Soccer has no memory. Only a few months have passed, and on El Chiringuito, Florentino Pérez's favorite show, they've already started targeting Barça's "kids."
"The problem is Yamal. A guy who puts on the top hat... The coach is afraid because he can't leave the team in the hands of teenagers."
These are the words of an agitated Jorge D'Alessandro, who no longer remembers that a group of "kids" made Real Madrid look ridiculous last year. He forgot about the four Clásicos won and the three titles claimed.
"This is professional soccer and you have to put it in the hands of men, not kids"
"This is professional soccer and you have to put it in the hands of men. You can't put kids in charge of leading a group. You have to put gentlemen with judgment and personality."
"I agree with Flick, I didn't like Barcelona's match. I didn't like it in Mallorca, where they didn't have the personality to score eight. I didn't like it against Levante."
"You're talking to me about the extras in the movie. This is an editorial for Jugones."
Jorge D'Alessandro said all this, shouting frantically as if his life depended on discrediting Barça.
He did it very well. The problem is that D'Alessandro's credibility is at rock bottom. So is his lack of memory.
With kids, teenagers, who aren't men as he wants, Barça played four Clásicos against Real Madrid a few months ago.
The memory of sociological Madridism is selective

Four victories, with humiliating thrashings and a festival of play. All that with teenagers. But the memory of sociological Madridism is selective and they only remember what suits them.
Those "teenage kids" have credit because they've earned it on the field. Drawing a match after two wins in three rounds isn't enough to start a revolution.
That's what they'd like, for Fermín to have left. For Lamine Yamal to get lost and for Cubarsí, Balde, Gavi, Gerard Martín, or Casadó to drop their level.

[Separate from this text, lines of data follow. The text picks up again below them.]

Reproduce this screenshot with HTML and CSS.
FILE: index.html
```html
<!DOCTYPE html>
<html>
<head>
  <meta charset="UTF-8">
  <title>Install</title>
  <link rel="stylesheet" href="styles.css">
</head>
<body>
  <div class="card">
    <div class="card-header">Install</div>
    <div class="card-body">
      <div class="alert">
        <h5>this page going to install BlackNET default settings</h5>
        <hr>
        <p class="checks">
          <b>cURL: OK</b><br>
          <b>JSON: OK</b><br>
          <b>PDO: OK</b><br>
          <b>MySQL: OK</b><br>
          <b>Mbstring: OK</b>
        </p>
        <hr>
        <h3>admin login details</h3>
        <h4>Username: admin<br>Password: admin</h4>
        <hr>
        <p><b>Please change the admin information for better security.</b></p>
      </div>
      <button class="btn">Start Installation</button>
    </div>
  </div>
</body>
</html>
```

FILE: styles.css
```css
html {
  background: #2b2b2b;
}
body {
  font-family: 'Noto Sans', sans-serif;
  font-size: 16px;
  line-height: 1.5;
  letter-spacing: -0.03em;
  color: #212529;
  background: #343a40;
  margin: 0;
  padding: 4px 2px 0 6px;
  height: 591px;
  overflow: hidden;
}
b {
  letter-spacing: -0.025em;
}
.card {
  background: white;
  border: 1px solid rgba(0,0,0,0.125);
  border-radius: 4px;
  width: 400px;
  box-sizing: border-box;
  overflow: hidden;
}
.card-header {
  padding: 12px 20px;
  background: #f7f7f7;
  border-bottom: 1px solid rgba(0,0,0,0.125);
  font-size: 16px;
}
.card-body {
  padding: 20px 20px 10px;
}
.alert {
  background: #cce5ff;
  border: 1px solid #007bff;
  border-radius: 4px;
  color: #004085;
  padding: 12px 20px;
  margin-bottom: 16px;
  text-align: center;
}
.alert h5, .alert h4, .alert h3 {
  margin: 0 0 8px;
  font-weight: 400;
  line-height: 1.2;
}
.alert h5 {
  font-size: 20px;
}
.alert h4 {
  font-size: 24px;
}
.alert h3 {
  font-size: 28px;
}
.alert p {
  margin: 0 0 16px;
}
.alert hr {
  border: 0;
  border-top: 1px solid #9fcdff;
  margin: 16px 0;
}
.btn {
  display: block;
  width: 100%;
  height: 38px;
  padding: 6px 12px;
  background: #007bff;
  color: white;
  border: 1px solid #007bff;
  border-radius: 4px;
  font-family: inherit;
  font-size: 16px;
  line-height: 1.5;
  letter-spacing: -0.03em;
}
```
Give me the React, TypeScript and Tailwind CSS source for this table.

The "kids'" punishments in last year's four Clásicos still sting
Real Madrid, with its foreign men, ended up empty-handed against Barça's kids last year. That still stings. It's better to stir things up to see if they can change the dynamic from the studios by generating bad vibes.
Fortunately, as seen at Vinícius's Ballon d'Or, what is said on El Chiringuito stays there, it doesn't go any further. It's the result of the opinion of four radicals who represent no one but themselves.
Long live the homegrown teenage kids. Barça has always done well with a majority of homegrown youngsters. Guardiola and his sextuple know this well.